The former owner and operator of an Orange County-based cor…

The former owner and operator of an Orange County-based correspondence school
called Columbia State University has agreed to plead guilty to all nine counts of
mail fraud that were alleged against him by a federal grand jury last year.

Ronald Pellar, 75, is scheduled to plead guilty to the nine felony counts at 2:30
this afternoon in United States District Court in Santa Ana. Pellar is expected to
plead guilty pursuant to a plea agreement, which was filed Friday afternoon and
which outlines a scheme in which Pellar ran a “diploma mill” that offered academic
degrees from the non-existent Columbia State University (CSU).

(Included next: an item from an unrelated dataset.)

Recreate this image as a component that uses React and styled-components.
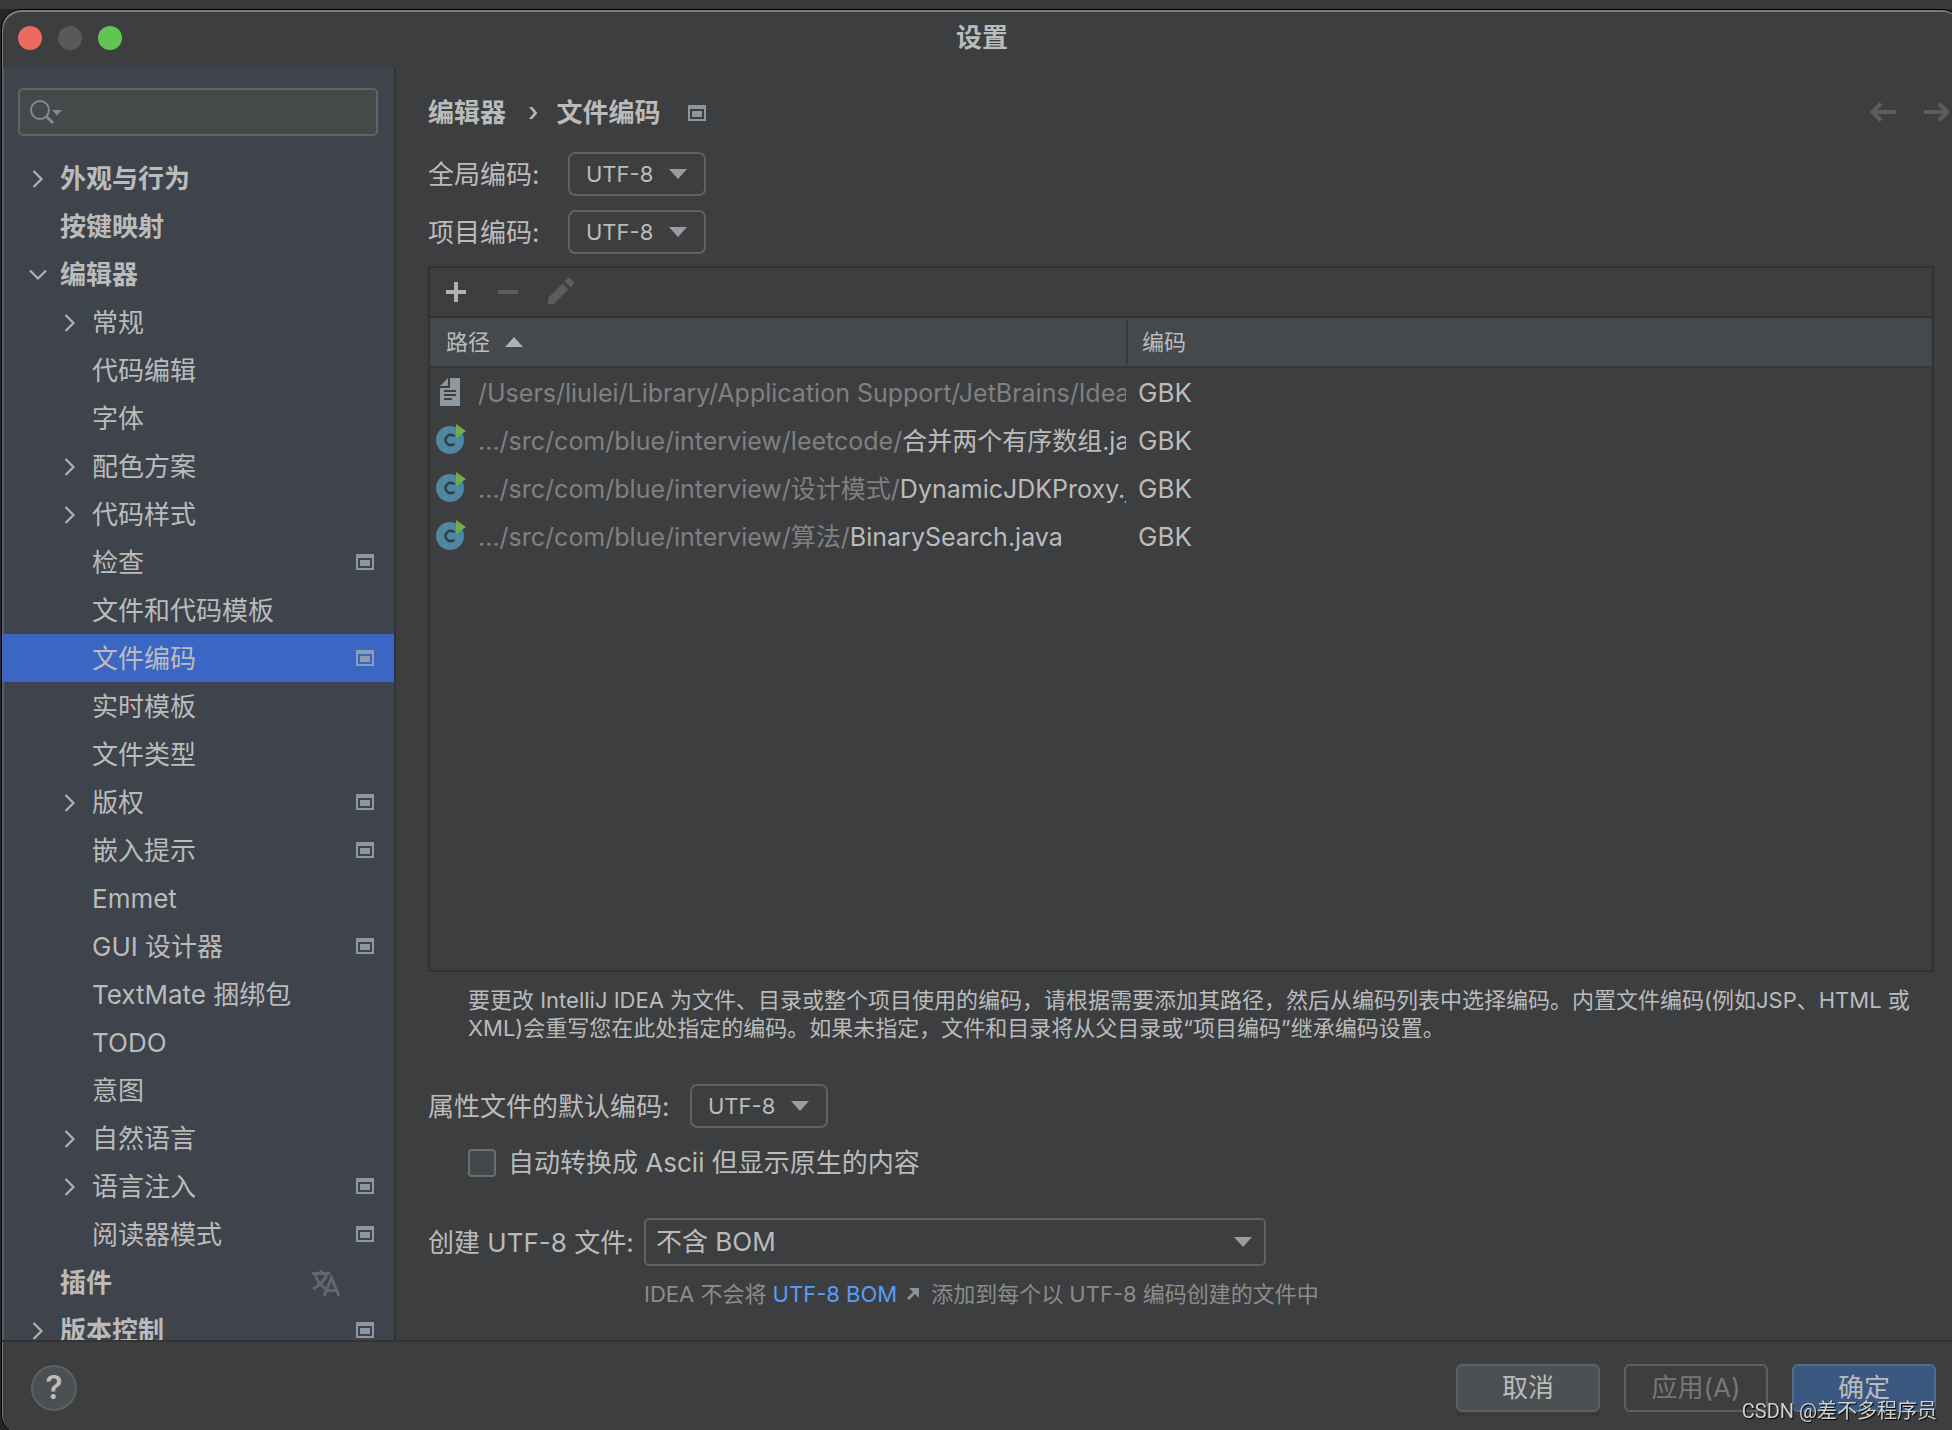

After establishing a “mail drop” for CSU in the early 1990s, Pellar started running
the diploma mill in earnest in 1996 when he opened a business office in San
Clemente. CSU falsely represented itself to be a government-approved university in
Louisiana, and it falsely claimed to have faculty and accreditation sufficient to
confer bachelor’s, master’s and doctoral degrees by correspondence in as little as
one month. Pellar created promotional materials, including a university catalog,
that falsely told prospective students that CSU had an administration composed of
Ph.Ds and medical doctors, and that it had received full accreditation from
legitimate accreditation agencies. The catalog cover featured a photograph of a
building that bore no relation to the fictitious CSU or its San Clemente office.
The mailing address was in Metairie, Louisiana, but in reality that was only a mail
forwarding service that simply resent all correspondence to CSU’s addresses in
Southern California.

CSU took in millions of dollars from students around the country in tuition fees
during the scheme. Students around the country were defrauded because CSU gave
them the impression that it was a legitimate academic institution, but in reality
it was nothing more than a diploma mill.

Pellar, who has been in custody since 1998 on federal contempt charges related to
Federal Trade Commission violations, is scheduled to plead guilty before United
States DistrictJudge Alicemarie H. Stotler.

As a result of his guilty pleas, Pellar faces a statutory maximum sentence of 45
years in federal prison, although the plea agreement contemplates a sentence in the
range of 51 to 63 months. The plea agreement also contemplates restitution of at
least $2 million. Furthermore, Pellar is required to forfeit his ownership of a
luxury yacht, purchased with proceeds from the fraudulent scheme, that may be
valued in excess of $1.5 million.

This case was investigated by the Federal Bureau of Investigation.